* _Data extract_
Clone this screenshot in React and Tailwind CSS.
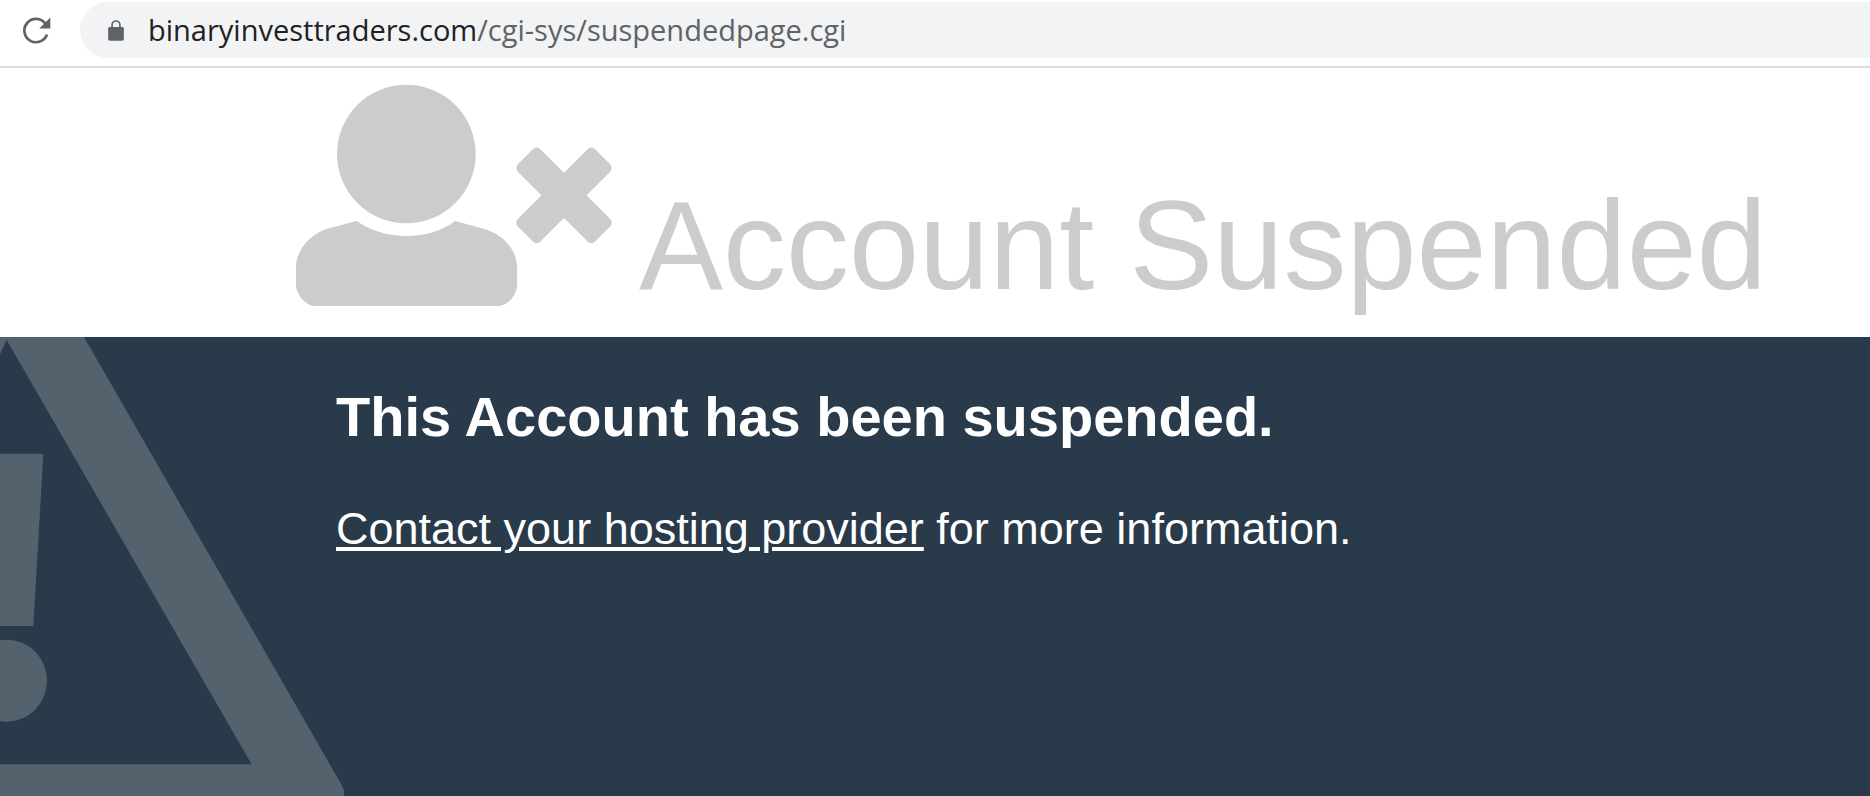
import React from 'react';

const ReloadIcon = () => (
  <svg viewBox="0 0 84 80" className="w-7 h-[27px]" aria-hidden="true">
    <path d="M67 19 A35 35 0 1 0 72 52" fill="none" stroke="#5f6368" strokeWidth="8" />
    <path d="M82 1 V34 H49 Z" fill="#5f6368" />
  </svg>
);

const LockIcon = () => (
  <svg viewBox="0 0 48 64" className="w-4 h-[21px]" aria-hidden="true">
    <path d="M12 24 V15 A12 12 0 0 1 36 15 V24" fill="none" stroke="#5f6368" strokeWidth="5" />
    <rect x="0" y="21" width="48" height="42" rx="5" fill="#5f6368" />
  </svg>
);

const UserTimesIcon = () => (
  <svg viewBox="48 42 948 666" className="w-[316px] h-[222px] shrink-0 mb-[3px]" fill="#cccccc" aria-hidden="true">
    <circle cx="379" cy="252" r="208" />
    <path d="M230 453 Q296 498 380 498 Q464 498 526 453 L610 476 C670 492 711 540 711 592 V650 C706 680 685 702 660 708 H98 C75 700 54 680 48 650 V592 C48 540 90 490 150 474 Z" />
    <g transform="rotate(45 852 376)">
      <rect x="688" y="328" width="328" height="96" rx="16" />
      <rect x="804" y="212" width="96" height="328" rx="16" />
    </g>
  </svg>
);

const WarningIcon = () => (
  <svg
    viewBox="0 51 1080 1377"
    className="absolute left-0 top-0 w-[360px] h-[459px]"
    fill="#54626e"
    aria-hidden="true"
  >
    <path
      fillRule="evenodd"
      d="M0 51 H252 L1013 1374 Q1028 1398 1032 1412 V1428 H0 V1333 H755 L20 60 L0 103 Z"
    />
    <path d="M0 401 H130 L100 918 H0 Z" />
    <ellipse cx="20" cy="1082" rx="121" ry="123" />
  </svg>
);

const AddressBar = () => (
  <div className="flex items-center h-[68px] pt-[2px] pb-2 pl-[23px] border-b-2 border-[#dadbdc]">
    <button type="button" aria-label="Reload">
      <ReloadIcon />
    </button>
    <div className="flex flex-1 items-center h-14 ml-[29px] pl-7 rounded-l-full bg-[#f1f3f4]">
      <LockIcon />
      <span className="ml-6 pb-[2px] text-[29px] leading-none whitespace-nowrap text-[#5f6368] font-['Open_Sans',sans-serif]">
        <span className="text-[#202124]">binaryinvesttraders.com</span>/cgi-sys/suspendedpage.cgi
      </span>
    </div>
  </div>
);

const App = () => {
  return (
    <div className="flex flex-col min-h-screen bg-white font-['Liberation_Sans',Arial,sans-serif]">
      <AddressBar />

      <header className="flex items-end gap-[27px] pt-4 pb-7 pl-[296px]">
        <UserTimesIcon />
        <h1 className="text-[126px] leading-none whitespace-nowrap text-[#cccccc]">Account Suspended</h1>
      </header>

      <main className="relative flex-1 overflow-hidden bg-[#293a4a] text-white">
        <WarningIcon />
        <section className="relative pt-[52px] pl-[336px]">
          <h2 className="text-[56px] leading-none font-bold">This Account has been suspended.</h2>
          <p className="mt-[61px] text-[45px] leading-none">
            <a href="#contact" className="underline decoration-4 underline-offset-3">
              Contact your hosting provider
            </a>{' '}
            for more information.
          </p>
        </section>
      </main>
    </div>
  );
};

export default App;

* _Stated problem_
Print the full listing exactly, dropping the pictures.

* _Expected output_
Clone this screenshot in React and Tailwind CSS.
import React from 'react';

const ReloadIcon = () => (
  <svg viewBox="0 0 84 80" className="w-7 h-[27px]" aria-hidden="true">
    <path d="M67 19 A35 35 0 1 0 72 52" fill="none" stroke="#5f6368" strokeWidth="8" />
    <path d="M82 1 V34 H49 Z" fill="#5f6368" />
  </svg>
);

const LockIcon = () => (
  <svg viewBox="0 0 48 64" className="w-4 h-[21px]" aria-hidden="true">
    <path d="M12 24 V15 A12 12 0 0 1 36 15 V24" fill="none" stroke="#5f6368" strokeWidth="5" />
    <rect x="0" y="21" width="48" height="42" rx="5" fill="#5f6368" />
  </svg>
);

const UserTimesIcon = () => (
  <svg viewBox="48 42 948 666" className="w-[316px] h-[222px] shrink-0 mb-[3px]" fill="#cccccc" aria-hidden="true">
    <circle cx="379" cy="252" r="208" />
    <path d="M230 453 Q296 498 380 498 Q464 498 526 453 L610 476 C670 492 711 540 711 592 V650 C706 680 685 702 660 708 H98 C75 700 54 680 48 650 V592 C48 540 90 490 150 474 Z" />
    <g transform="rotate(45 852 376)">
      <rect x="688" y="328" width="328" height="96" rx="16" />
      <rect x="804" y="212" width="96" height="328" rx="16" />
    </g>
  </svg>
);

const WarningIcon = () => (
  <svg
    viewBox="0 51 1080 1377"
    className="absolute left-0 top-0 w-[360px] h-[459px]"
    fill="#54626e"
    aria-hidden="true"
  >
    <path
      fillRule="evenodd"
      d="M0 51 H252 L1013 1374 Q1028 1398 1032 1412 V1428 H0 V1333 H755 L20 60 L0 103 Z"
    />
    <path d="M0 401 H130 L100 918 H0 Z" />
    <ellipse cx="20" cy="1082" rx="121" ry="123" />
  </svg>
);

const AddressBar = () => (
  <div className="flex items-center h-[68px] pt-[2px] pb-2 pl-[23px] border-b-2 border-[#dadbdc]">
    <button type="button" aria-label="Reload">
      <ReloadIcon />
    </button>
    <div className="flex flex-1 items-center h-14 ml-[29px] pl-7 rounded-l-full bg-[#f1f3f4]">
      <LockIcon />
      <span className="ml-6 pb-[2px] text-[29px] leading-none whitespace-nowrap text-[#5f6368] font-['Open_Sans',sans-serif]">
        <span className="text-[#202124]">binaryinvesttraders.com</span>/cgi-sys/suspendedpage.cgi
      </span>
    </div>
  </div>
);

const App = () => {
  return (
    <div className="flex flex-col min-h-screen bg-white font-['Liberation_Sans',Arial,sans-serif]">
      <AddressBar />

      <header className="flex items-end gap-[27px] pt-4 pb-7 pl-[296px]">
        <UserTimesIcon />
        <h1 className="text-[126px] leading-none whitespace-nowrap text-[#cccccc]">Account Suspended</h1>
      </header>

      <main className="relative flex-1 overflow-hidden bg-[#293a4a] text-white">
        <WarningIcon />
        <section className="relative pt-[52px] pl-[336px]">
          <h2 className="text-[56px] leading-none font-bold">This Account has been suspended.</h2>
          <p className="mt-[61px] text-[45px] leading-none">
            <a href="#contact" className="underline decoration-4 underline-offset-3">
              Contact your hosting provider
            </a>{' '}
            for more information.
          </p>
        </section>
      </main>
    </div>
  );
};

export default App;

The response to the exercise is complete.